◆ EXERCISE:
Produce word for word the lines of the data below running from the one that has "Give me the" to the one that has "text-center text-2xl leading-8", inclusive, and no others.

◆ DATA IN THIS EXERCISE:
※

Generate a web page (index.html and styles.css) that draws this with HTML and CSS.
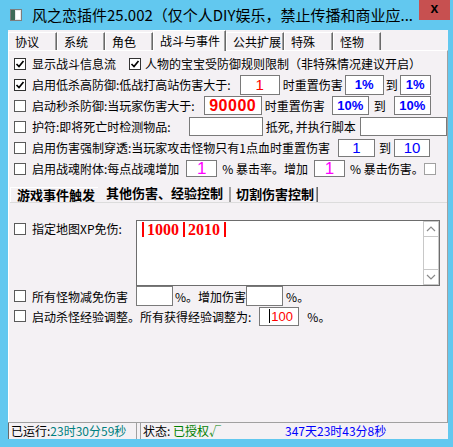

※

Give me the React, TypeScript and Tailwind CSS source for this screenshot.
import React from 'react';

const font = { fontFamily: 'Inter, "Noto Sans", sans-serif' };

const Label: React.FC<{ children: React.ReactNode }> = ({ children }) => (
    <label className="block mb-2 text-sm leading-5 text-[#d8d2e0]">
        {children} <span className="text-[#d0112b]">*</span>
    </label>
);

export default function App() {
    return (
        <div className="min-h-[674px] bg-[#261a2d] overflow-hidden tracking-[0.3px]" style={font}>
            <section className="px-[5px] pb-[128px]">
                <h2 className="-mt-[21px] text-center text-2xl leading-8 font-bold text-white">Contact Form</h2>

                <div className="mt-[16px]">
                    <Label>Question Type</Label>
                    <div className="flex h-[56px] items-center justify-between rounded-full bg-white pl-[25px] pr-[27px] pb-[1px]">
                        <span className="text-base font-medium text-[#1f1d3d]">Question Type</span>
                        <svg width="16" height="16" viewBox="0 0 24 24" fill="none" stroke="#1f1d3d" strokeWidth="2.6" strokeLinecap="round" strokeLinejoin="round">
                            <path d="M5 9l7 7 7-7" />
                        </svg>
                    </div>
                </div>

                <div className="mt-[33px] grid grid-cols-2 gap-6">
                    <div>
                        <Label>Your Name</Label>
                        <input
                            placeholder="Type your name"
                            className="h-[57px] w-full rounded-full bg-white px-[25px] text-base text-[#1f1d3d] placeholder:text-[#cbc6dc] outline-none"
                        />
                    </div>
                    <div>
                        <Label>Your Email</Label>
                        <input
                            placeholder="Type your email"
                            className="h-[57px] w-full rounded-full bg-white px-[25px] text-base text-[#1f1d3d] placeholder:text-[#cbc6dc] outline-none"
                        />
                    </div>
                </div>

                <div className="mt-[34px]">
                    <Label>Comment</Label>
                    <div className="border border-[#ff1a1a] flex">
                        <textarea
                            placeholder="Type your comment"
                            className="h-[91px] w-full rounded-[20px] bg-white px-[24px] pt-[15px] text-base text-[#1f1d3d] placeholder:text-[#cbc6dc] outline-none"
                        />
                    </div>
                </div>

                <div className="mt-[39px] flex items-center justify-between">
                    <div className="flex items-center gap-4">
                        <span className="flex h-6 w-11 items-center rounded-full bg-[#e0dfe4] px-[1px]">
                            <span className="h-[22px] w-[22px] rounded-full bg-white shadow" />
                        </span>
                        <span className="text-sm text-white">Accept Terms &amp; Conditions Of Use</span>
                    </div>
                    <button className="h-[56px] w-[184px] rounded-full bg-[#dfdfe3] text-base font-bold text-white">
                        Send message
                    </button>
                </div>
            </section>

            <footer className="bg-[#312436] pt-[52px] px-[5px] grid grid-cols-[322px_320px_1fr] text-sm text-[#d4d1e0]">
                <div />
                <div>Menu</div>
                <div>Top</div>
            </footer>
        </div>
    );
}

※

◆ SOLUTION TO THIS TASK:
Give me the React, TypeScript and Tailwind CSS source for this screenshot.
import React from 'react';

const font = { fontFamily: 'Inter, "Noto Sans", sans-serif' };

const Label: React.FC<{ children: React.ReactNode }> = ({ children }) => (
    <label className="block mb-2 text-sm leading-5 text-[#d8d2e0]">
        {children} <span className="text-[#d0112b]">*</span>
    </label>
);

export default function App() {
    return (
        <div className="min-h-[674px] bg-[#261a2d] overflow-hidden tracking-[0.3px]" style={font}>
            <section className="px-[5px] pb-[128px]">
                <h2 className="-mt-[21px] text-center text-2xl leading-8 font-bold text-white">Contact Form</h2>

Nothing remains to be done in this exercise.